Phocylide rédigeait ordinairement ses sentences morales en vers épiques : parmi les vers qui lui sont attribués, il n’y qu’un seul pentamètre. Théognis, qui compte à tant de titres au nombre des poëtes gnomiques, ne s’est servi que de la forme élégiaque. Il avait composé des élégies proprement dites, à propos de certains événements dont il avait été le témoin ; et l’espèce de poëme moral que nous possédons sous son nom semble être formé de fragments empruntés à des ouvrages divers, dont chacun formait un tout et avait son sujet particulier. Cette collection a été faite sans aucun ordre, remaniée probablement plusieurs fois, et grossie par des interpolations : il s’y trouve des vers qui ne sont pas de Théognis, et dont on connaît les véritables auteurs. Mais, dès le temps de Xénophon, Théognis était considéré surtout comme un moraliste : on apprenait par cœur ses sentences, comme celles de Phocylide. On les avait probablement extraites déjà de ses élégies ; et peut-être dès ce temps le corps des élégies elles-mêmes avait-il déjà péri, négligé au profit des membres qu’on en avait dépecés.

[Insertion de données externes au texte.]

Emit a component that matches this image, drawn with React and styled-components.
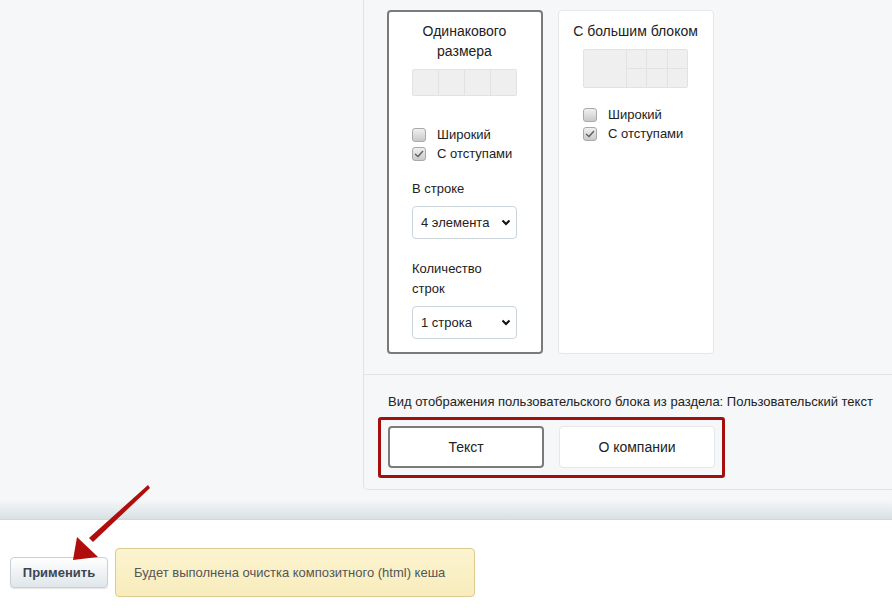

Théognis était de Mégare, et il vivait dans la dernière moitié du sixième siècle, Il paraît même avoir prolongé sa carrière jusqu’au temps de la deuxième guerre Médique. Il appartenait à cette aristocratie dorienne qui avait gouverné Mégare depuis que cette ville s’était séparée de Corinthe, et qui fut dépossédée de ses privilèges quand Théagénès, soutenu par le parti populaire, s’empara du souverain pouvoir. Théognis ne perdit pas seulement ses honneurs : il vit son patrimoine passer en d’autres mains, et il alla mourir dans l’exil. Il mourut probablement à Thèbes ; mais il n’y faisait pas un constant séjour, car on trouve dans ses vers la trace de voyages à Sparte, en Sicile, en Eubée.